Member of parliament for Tarkwa-Nsuaem Constituency
- In office 7 January 1997 – 6 January 2001
- President: John Jerry Rawlings
- Preceded by: Mathew Kojo Kum

Personal details
- Born: Tarkwa-Nsuaem, Western Region Ghana)
- Party: People's Convention Party
- Occupation: Politician

= Joseph Ghansah =

Ghanaian politician

Joseph Ghansah is a Ghanaian politician and a Member of the Second Parliament of the Fourth Republic representing the Tarkwa-Nsuaem Constituency in the Western Region of Ghana.

== Early life ==
Ghansah was born at Tarkwa-Nsuaem in the Western Region of Ghana.

== Politics ==
Ghansah was first elected into Parliament on the ticket of the People's Convention Party for the Tarkwa-Nsuaem Constituency in the Western Region of Ghana during the December 1996 Ghanaian general elections.
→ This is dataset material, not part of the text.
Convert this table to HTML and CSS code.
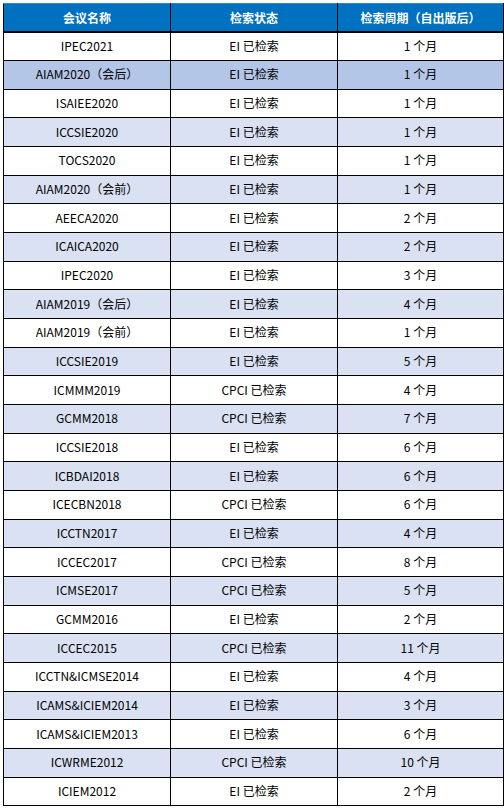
FILE: index.html
```html
<!DOCTYPE html>
<html lang="zh">
<head>
<meta charset="utf-8">
<link rel="stylesheet" href="styles.css">
</head>
<body>
<table class="tbl">
<thead>
<tr class="head"><th class="c1">会议名称</th><th class="c2">检索状态</th><th class="c3">检索周期（自出版后）</th></tr>
</thead>
<tbody>
<tr><td>IPEC2021</td><td>EI 已检索</td><td>1 个月</td></tr>
<tr class="hi"><td>AIAM2020（会后）</td><td>EI 已检索</td><td>1 个月</td></tr>
<tr><td>ISAIEE2020</td><td>EI 已检索</td><td>1 个月</td></tr>
<tr class="alt"><td>ICCSIE2020</td><td>EI 已检索</td><td>1 个月</td></tr>
<tr><td>TOCS2020</td><td>EI 已检索</td><td>1 个月</td></tr>
<tr class="alt"><td>AIAM2020（会前）</td><td>EI 已检索</td><td>1 个月</td></tr>
<tr><td>AEECA2020</td><td>EI 已检索</td><td>2 个月</td></tr>
<tr class="alt"><td>ICAICA2020</td><td>EI 已检索</td><td>2 个月</td></tr>
<tr><td>IPEC2020</td><td>EI 已检索</td><td>3 个月</td></tr>
<tr class="alt"><td>AIAM2019（会后）</td><td>EI 已检索</td><td>4 个月</td></tr>
<tr><td>AIAM2019（会前）</td><td>EI 已检索</td><td>1 个月</td></tr>
<tr class="alt"><td>ICCSIE2019</td><td>EI 已检索</td><td>5 个月</td></tr>
<tr><td>ICMMM2019</td><td>CPCI 已检索</td><td>4 个月</td></tr>
<tr class="alt"><td>GCMM2018</td><td>CPCI 已检索</td><td>7 个月</td></tr>
<tr><td>ICCSIE2018</td><td>EI 已检索</td><td>6 个月</td></tr>
<tr class="alt"><td>ICBDAI2018</td><td>EI 已检索</td><td>6 个月</td></tr>
<tr><td>ICECBN2018</td><td>CPCI 已检索</td><td>6 个月</td></tr>
<tr class="alt"><td>ICCTN2017</td><td>EI 已检索</td><td>4 个月</td></tr>
<tr><td>ICCEC2017</td><td>CPCI 已检索</td><td>8 个月</td></tr>
<tr class="alt"><td>ICMSE2017</td><td>CPCI 已检索</td><td>5 个月</td></tr>
<tr><td>GCMM2016</td><td>EI 已检索</td><td>2 个月</td></tr>
<tr class="alt"><td>ICCEC2015</td><td>CPCI 已检索</td><td>11 个月</td></tr>
<tr><td>ICCTN&amp;ICMSE2014</td><td>EI 已检索</td><td>4 个月</td></tr>
<tr class="alt"><td>ICAMS&amp;ICIEM2014</td><td>EI 已检索</td><td>3 个月</td></tr>
<tr><td>ICAMS&amp;ICIEM2013</td><td>EI 已检索</td><td>6 个月</td></tr>
<tr class="alt"><td>ICWRME2012</td><td>CPCI 已检索</td><td>10 个月</td></tr>
<tr><td>ICIEM2012</td><td>EI 已检索</td><td>2 个月</td></tr>
</tbody>
</table>
</body>
</html>
```
FILE: styles.css
```css
html, body {
  margin: 0;
  padding: 0;
  background: #ffffff;
}
body {
  padding: 3px 0 0 3px;
  font-family: "Noto Sans CJK SC", "Noto Sans", sans-serif;
  font-size: 12px;
  color: #000000;
}
.tbl {
  border-collapse: collapse;
  width: 497px;
  table-layout: fixed;
}
.tbl .c1 { width: 166px; }
.tbl .c2 { width: 166px; }
.tbl .c3 { width: 165px; }
.tbl th, .tbl td {
  border: 1px solid #000000;
  text-align: center;
  padding: 0;
  line-height: 14px;
}
.head th {
  background: #0070c0;
  color: #ffffff;
  font-weight: bold;
  height: 27px;
  border-top: 1px solid #2b88d0;
  border-bottom: 2px solid #000;
}
.tbl tbody tr {
  height: 28.67px;
}
.tbl tbody td {
  padding-bottom: 1px;
}
.alt td {
  background: #d9e1f2;
}
.hi td {
  background: #b4c6e7;
}
```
He contested and won the election with 24,718 of the total votes against Mr. John Aidoo of the National Convention Party who obtained 1,622 votes, Mr. Joe Arthur of the National Democratic Congress who obtained 15,012 votes and Rose Esi Amoah of the New Patriotic Party. On his attempt to secure a second term in office, He was defeated by Gifty Eugenia Kwofie of the New Patriotic Party in the 2000 Ghanaian general elections. He succeeded Mathew Kojo Kum of the National Democratic Congress in office and served only one term as a Parliamentarian.